The flash eurozone services PMI from Hamburg Commercial Bank rose to a 12-month high of 56.6 points in April, from 55.0 in March. The reading was higher than FXStreet-cited market consensus of 54.5.
‘Growth became increasingly uneven in April,’ HCOB noted, with manufacturing output seeing its sharpest rate of deterioration since December, after two months of marginal growth.
The overall flash manufacturing PMI fell to a 35-month low of 45.5 from 47.3, indicating the downturn in the sector worsened. This was below market consensus of 48.0.
The flash composite PMI - which weighs the services and manufacturing indices - rose to 54.4 from 53.7 - an 11-month high.
Stocks in New York were pointed to open flat, with the Dow Jones Industrial Average, the S&P 500 index and the Nasdaq Composite all called marginally lower.
In the US on Thursday, Wall Street ended lower as concerns over the health of the US economy and disappointing earnings from the likes of Tesla and AT&T weighed on equities.

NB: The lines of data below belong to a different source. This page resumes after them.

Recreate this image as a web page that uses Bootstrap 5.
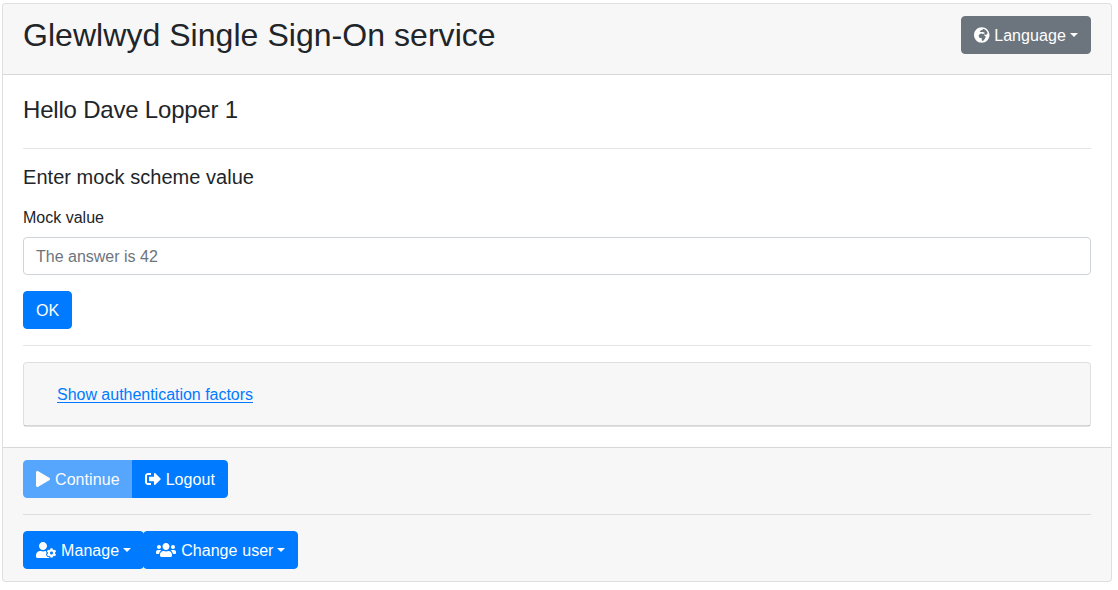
<!DOCTYPE html>
<html lang="en">
<head>
<meta charset="utf-8">
<meta name="viewport" content="width=device-width, initial-scale=1">
<title>Glewlwyd Single Sign-On service</title>
<link href="https://cdn.jsdelivr.net/npm/bootstrap@5.3.0/dist/css/bootstrap.min.css" rel="stylesheet">
<style>
body { font-family: "Liberation Sans", Arial, sans-serif; color: #212529; background: #fff; padding: 3px 6px 0 2px; }
.card { --bs-card-border-color: rgba(0,0,0,.125); --bs-card-border-radius: 4px; --bs-card-inner-border-radius: 3px; --bs-card-cap-bg: rgba(0,0,0,.03); --bs-card-cap-padding-x: 20px; --bs-card-cap-padding-y: 12px; --bs-card-spacer-x: 20px; --bs-card-spacer-y: 20px; }
h2 { font-size: 32px; letter-spacing: .045px; }
h4 { font-size: 24px; letter-spacing: -.2px; padding-top: 1px; margin-bottom: 23px; }
h5 { font-size: 20px; letter-spacing: .04px; }
hr { margin: 16px 0; border-top: 1px solid rgba(0,0,0,.1); opacity: 1; }
label { padding-top: 1px; margin-bottom: 7px; }
.btn { --bs-btn-border-radius: 4px; padding-top: 7px; padding-bottom: 5px; }
.icon-btn { letter-spacing: .07px; word-spacing: .5px; }
.user-btn { letter-spacing: 0; }
.btn-primary { --bs-btn-bg: #007bff; --bs-btn-border-color: #007bff; --bs-btn-hover-bg: #0069d9; --bs-btn-hover-border-color: #0062cc; --bs-btn-disabled-bg: #007bff; --bs-btn-disabled-border-color: #007bff; }
.btn-link { --bs-btn-color: #007bff; --bs-btn-hover-color: #0056b3; letter-spacing: -.02px; text-underline-offset: 2px; }
.form-control { border-color: #ced4da; border-radius: 4px; padding-top: 7px; padding-bottom: 5px; }
.form-control::placeholder { color: #6c757d; }
.glyph { height: 1em; vertical-align: -.125em; fill: currentColor; overflow: visible; }
.join-left { margin-left: -1px; }
</style>
<script src="https://cdn.jsdelivr.net/npm/bootstrap@5.3.0/dist/js/bootstrap.bundle.min.js"></script>
</head>
<body>
<main class="card">
  <header class="card-header d-flex justify-content-between align-items-start">
    <h2 class="mb-2">Glewlwyd Single Sign-On service</h2>
    <div class="dropdown">
      <button class="btn icon-btn btn-secondary dropdown-toggle" type="button" data-bs-toggle="dropdown"><svg class="glyph" viewBox="0 0 496 512" aria-hidden="true"><path d="M248 8C111.03 8 0 119.03 0 256s111.03 248 248 248 248-111.03 248-248S384.97 8 248 8zm160 215.5v6.93c0 5.87-3.32 11.24-8.57 13.86l-15.39 7.7a15.485 15.485 0 0 1-15.53-.97l-18.21-12.14a15.52 15.52 0 0 0-13.5-1.81l-2.65.88c-9.7 3.23-13.66 14.79-7.99 23.3l13.24 19.86c2.87 4.31 7.71 6.9 12.89 6.9h8.21c8.56 0 15.5 6.94 15.5 15.5v11.34c0 3.35-1.09 6.62-3.1 9.3l-18.74 24.98c-1.42 1.9-2.39 4.1-2.83 6.43l-4.3 22.83c-.62 3.29-2.29 6.29-4.76 8.56a159.608 159.608 0 0 0-25 29.16l-13.03 19.55a27.756 27.756 0 0 1-23.09 12.36c-10.51 0-20.12-5.94-24.82-15.34a78.902 78.902 0 0 1-8.33-35.29V367.5c0-8.56-6.94-15.5-15.5-15.5h-25.88c-14.49 0-28.38-5.76-38.63-16a54.659 54.659 0 0 1-16-38.63v-14.06c0-17.19 8.1-33.38 21.85-43.7l27.58-20.69a54.663 54.663 0 0 1 32.78-10.93h.89c8.48 0 16.85 1.97 24.43 5.77l14.72 7.36c3.68 1.84 7.93 2.14 11.83.84l47.31-15.77c6.33-2.11 10.6-8.03 10.6-14.7 0-8.56-6.94-15.5-15.5-15.5h-10.09c-4.11 0-8.05-1.63-10.96-4.54l-6.92-6.92a15.493 15.493 0 0 0-10.96-4.54H199.5c-8.56 0-15.5-6.94-15.5-15.5v-4.4c0-7.11 4.84-13.31 11.74-15.04l14.45-3.61c3.74-.94 7-3.23 9.14-6.44l8.08-12.11c2.87-4.31 7.71-6.9 12.89-6.9h24.21c8.56 0 15.5-6.94 15.5-15.5v-21.7C359.23 71.63 422.86 131.02 441.93 208H423.5c-8.56 0-15.5 6.94-15.5 15.5z"/></svg> Language</button>
    </div>
  </header>
  <div class="card-body">
    <h4>Hello Dave Lopper 1</h4>
    <hr>
    <h5 class="mb-3">Enter mock scheme value</h5>
    <form>
      <div class="mb-3">
        <label class="d-block" for="mock-value">Mock value</label>
        <input class="form-control" type="text" id="mock-value" placeholder="The answer is 42">
      </div>
      <button class="btn btn-primary d-block" type="button">OK</button>
    </form>
    <hr>
    <section class="card">
      <div class="card-header d-flex">
        <button class="btn btn-link" type="button">Show authentication factors</button>
      </div>
    </section>
  </div>
  <footer class="card-footer">
    <div class="btn-group d-flex">
      <button class="btn icon-btn btn-primary flex-grow-0 text-nowrap" type="button" disabled><svg class="glyph" viewBox="0 0 448 512" aria-hidden="true"><path d="M424.4 214.7L72.4 6.6C43.8-10.3 0 6.1 0 47.9V464c0 37.5 40.7 60.1 72.4 41.3l352-208c31.4-18.5 31.5-64.1 0-82.6z"/></svg> Continue</button>
      <button class="btn icon-btn btn-primary flex-grow-0 text-nowrap" type="button"><svg class="glyph" viewBox="0 0 512 512" aria-hidden="true"><path d="M497 273L329 441c-15 15-41 4.5-41-17v-96H152c-13.3 0-24-10.7-24-24v-96c0-13.3 10.7-24 24-24h136V88c0-21.4 25.9-32 41-17l168 168c9.3 9.4 9.3 24.6 0 34zM192 436v-40c0-6.6-5.4-12-12-12H96c-17.7 0-32-14.3-32-32V160c0-17.7 14.3-32 32-32h84c6.6 0 12-5.4 12-12V76c0-6.6-5.4-12-12-12H96c-53 0-96 43-96 96v192c0 53 43 96 96 96h84c6.6 0 12-5.4 12-12z"/></svg> Logout</button>
    </div>
    <hr>
    <div class="d-flex">
      <div class="dropdown">
        <button class="btn icon-btn btn-primary dropdown-toggle" type="button" data-bs-toggle="dropdown"><svg class="glyph" viewBox="0 0 640 512" aria-hidden="true"><path d="M610.5 373.3c2.6-14.1 2.6-28.5 0-42.6l25.8-14.9c3-1.7 4.3-5.2 3.3-8.5-6.7-21.6-18.2-41.2-33.2-57.4-2.3-2.5-6-3.1-9-1.4l-25.8 14.9c-10.9-9.3-23.4-16.5-36.9-21.3v-29.8c0-3.4-2.4-6.4-5.7-7.1-22.3-5-45-4.8-66.2 0-3.3.7-5.7 3.7-5.7 7.1v29.8c-13.5 4.8-26 12-36.9 21.3l-25.8-14.9c-2.9-1.7-6.7-1.1-9 1.4-15 16.2-26.5 35.8-33.2 57.4-1 3.3.4 6.8 3.3 8.5l25.8 14.9c-2.6 14.1-2.6 28.5 0 42.6l-25.8 14.9c-3 1.7-4.3 5.2-3.3 8.5 6.7 21.6 18.2 41.1 33.2 57.4 2.3 2.5 6 3.1 9 1.4l25.8-14.9c10.9 9.3 23.4 16.5 36.9 21.3v29.8c0 3.4 2.4 6.4 5.7 7.1 22.3 5 45 4.8 66.2 0 3.3-.7 5.7-3.7 5.7-7.1v-29.8c13.5-4.8 26-12 36.9-21.3l25.8 14.9c2.9 1.7 6.7 1.1 9-1.4 15-16.2 26.5-35.8 33.2-57.4 1-3.3-.4-6.8-3.3-8.5l-25.8-14.9zM496 400.5c-26.8 0-48.5-21.8-48.5-48.5s21.8-48.5 48.5-48.5 48.5 21.8 48.5 48.5-21.7 48.5-48.5 48.5zM224 256c70.7 0 128-57.3 128-128S294.7 0 224 0 96 57.3 96 128s57.3 128 128 128zm201.2 226.5c-2.3-1.2-4.6-2.6-6.8-3.9l-7.9 4.6c-6 3.4-12.8 5.3-19.6 5.3-10.9 0-21.4-4.6-28.9-12.6-18.3-19.8-32.3-43.9-40.2-69.6-5.5-17.7 1.9-36.4 17.9-45.7l7.9-4.6c-.1-2.6-.1-5.2 0-7.8l-7.9-4.6c-16-9.2-23.4-28-17.9-45.7.9-2.9 2.2-5.8 3.2-8.7-3.8-.3-7.5-1.2-11.4-1.2h-16.7c-22.2 10.2-46.9 16-72.9 16s-50.6-5.8-72.9-16h-16.7C60.2 288 0 348.2 0 422.4V464c0 26.5 21.5 48 48 48h352c10.1 0 19.5-3.2 27.2-8.5-1.2-3.8-2-7.7-2-11.8v-9.2z"/></svg> Manage</button>
      </div>
      <div class="dropdown join-left">
        <button class="btn icon-btn user-btn btn-primary dropdown-toggle" type="button" data-bs-toggle="dropdown"><svg class="glyph" viewBox="0 0 640 512" aria-hidden="true"><path d="M96 224c35.3 0 64-28.7 64-64s-28.7-64-64-64-64 28.7-64 64 28.7 64 64 64zm448 0c35.3 0 64-28.7 64-64s-28.7-64-64-64-64 28.7-64 64 28.7 64 64 64zm32 32h-64c-17.6 0-33.5 7.1-45.1 18.6 40.3 22.1 68.9 62 75.1 109.4h66c17.7 0 32-14.3 32-32v-32c0-35.3-28.7-64-64-64zm-256 0c61.9 0 112-50.1 112-112S381.9 32 320 32 208 82.1 208 144s50.1 112 112 112zm76.8 32h-8.3c-20.8 10-43.9 16-68.5 16s-47.6-6-68.5-16h-8.3C179.6 288 128 339.6 128 403.2V432c0 26.5 21.5 48 48 48h288c26.5 0 48-21.5 48-48v-28.8c0-63.6-51.6-115.2-115.2-115.2zm-223.7-13.4C161.5 263.1 145.6 256 128 256H64c-35.3 0-64 28.7-64 64v32c0 17.7 14.3 32 32 32h65.9c6.3-47.4 34.9-87.3 75.2-109.4z"/></svg> Change user</button>
      </div>
    </div>
  </footer>
</main>
</body>
</html>
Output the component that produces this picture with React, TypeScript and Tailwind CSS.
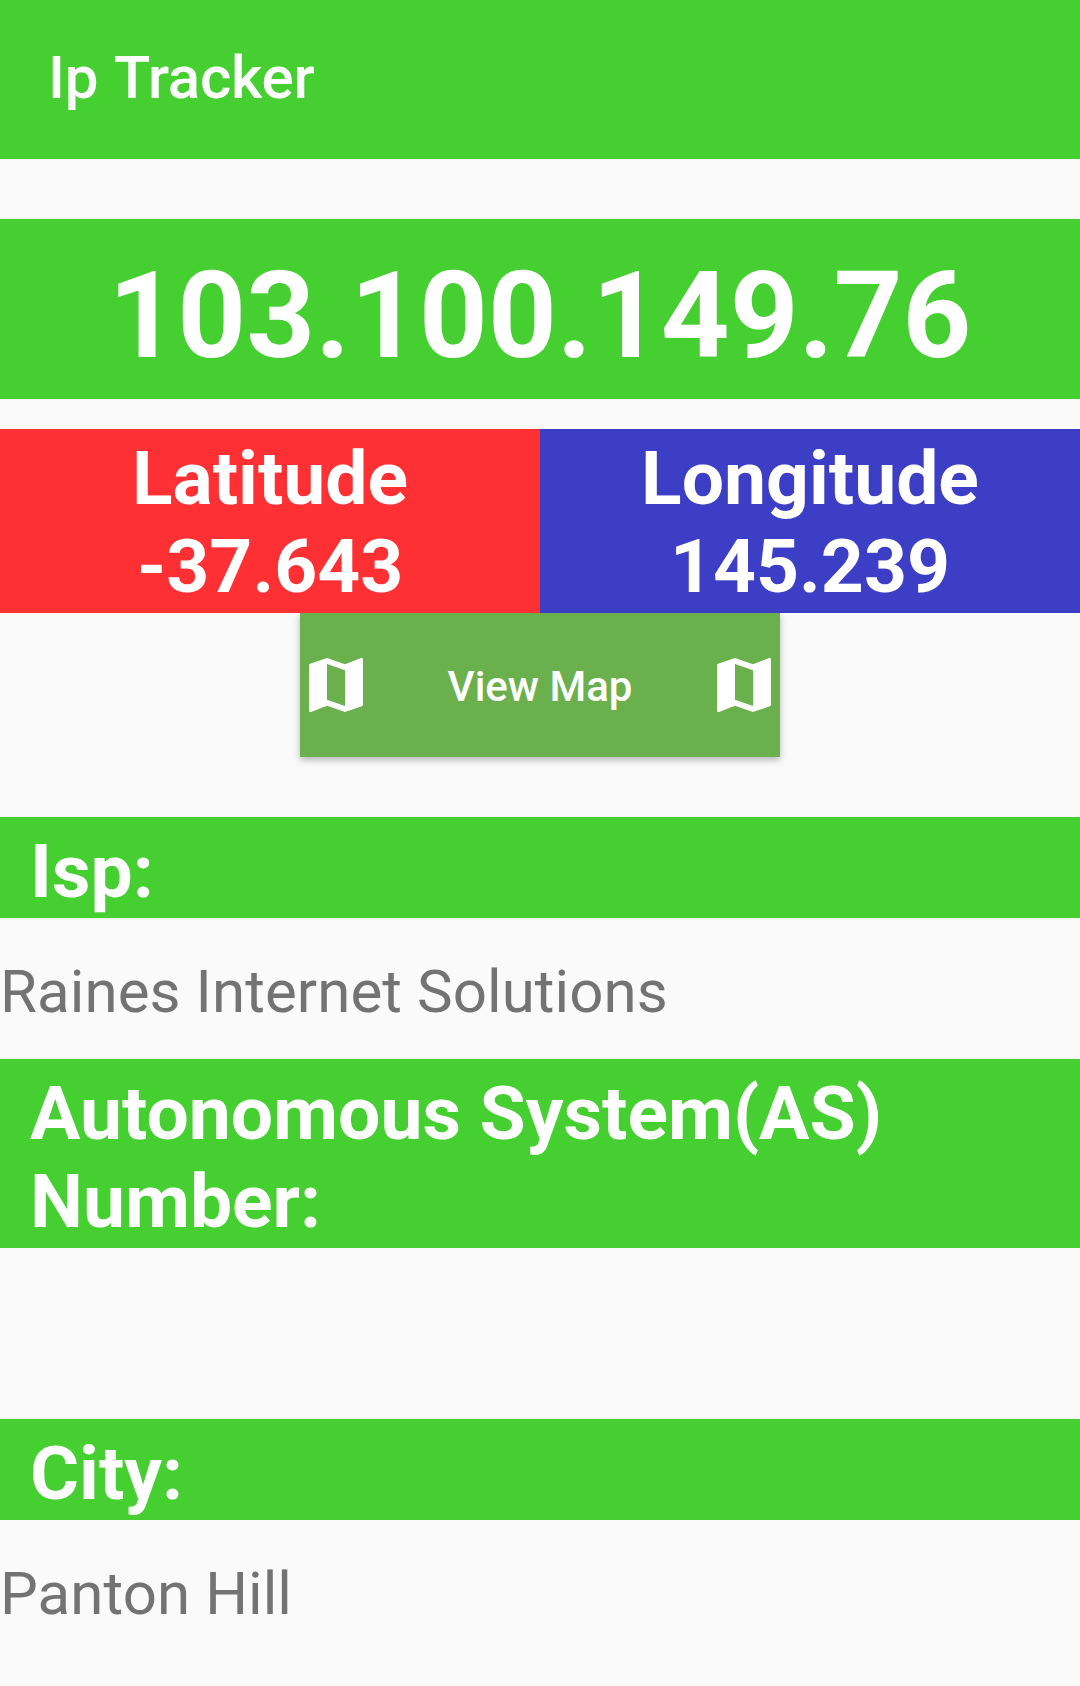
import { MdMap } from "react-icons/md";

type SectionProps = {
  title: string;
  value?: string;
};

function Section({ title, value }: SectionProps) {
  return (
    <section>
      <h2 className="bg-[#45cf30] px-[30px] pt-[10px] pb-[3px] text-[75px] leading-[88px] font-bold text-white">
        {title}
      </h2>
      {value ? (
        <p className="h-[141px] pt-[39px] text-[60px] leading-[70px] tracking-[0.08px] text-[#737373]">
          {value}
        </p>
      ) : (
        <div className="h-[171px]" />
      )}
    </section>
  );
}

export default function App() {
  return (
    <div className="h-[1686px] w-[1080px] overflow-hidden bg-[#fafafa] font-['Roboto',sans-serif]">
      <header className="flex h-[159px] items-center bg-[#45cf30] px-[48px] pb-1 text-[60px] font-medium tracking-[-0.2px] [word-spacing:2px] text-white">
        Ip Tracker
      </header>
      <div className="mt-[60px] flex h-[180px] items-center justify-center bg-[#45cf30] pt-[14px] text-[120px] font-bold tracking-[0.1px] text-white">
        103.100.149.76
      </div>
      <div className="mt-[30px] grid h-[184px] grid-cols-2 text-center text-[75px] leading-[88px] font-bold text-white">
        <div className="bg-[#ff3034] pt-[5px]">
          <div>Latitude</div>
          <div>-37.643</div>
        </div>
        <div className="bg-[#3c3fc6] pt-[5px]">
          <div>Longitude</div>
          <div>145.239</div>
        </div>
      </div>
      <button className="mx-auto flex h-[144px] w-[480px] items-center justify-between bg-[#6ab04c] text-[42px] font-medium text-white shadow-[0_3px_7px_rgba(0,0,0,0.28)]">
        <MdMap size={72} />
        <span className="pt-[3px]">View Map</span>
        <MdMap size={72} />
      </button>
      <main className="mt-[60px]">
        <Section title="Isp:" value="Raines Internet Solutions" />
        <Section title="Autonomous System(AS) Number:" />
        <Section title="City:" value="Panton Hill" />
      </main>
    </div>
  );
}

Expectations that US interest rates will remain higher for longer also weighed on sentiment after Philadelphia Fed President Patrick Harker said ‘some additional tightening may be needed to ensure policy is restrictive enough.’
‘Once we reach that point, which should happen this year, I expect that we will hold rates in place and let monetary policy do its work,’ he said in a speech in Pennsylvania, according to prepared remarks.
Still to come on Friday’s economic calendar, there is a flash purchasing managers’ index reading from the US at 1445 BST.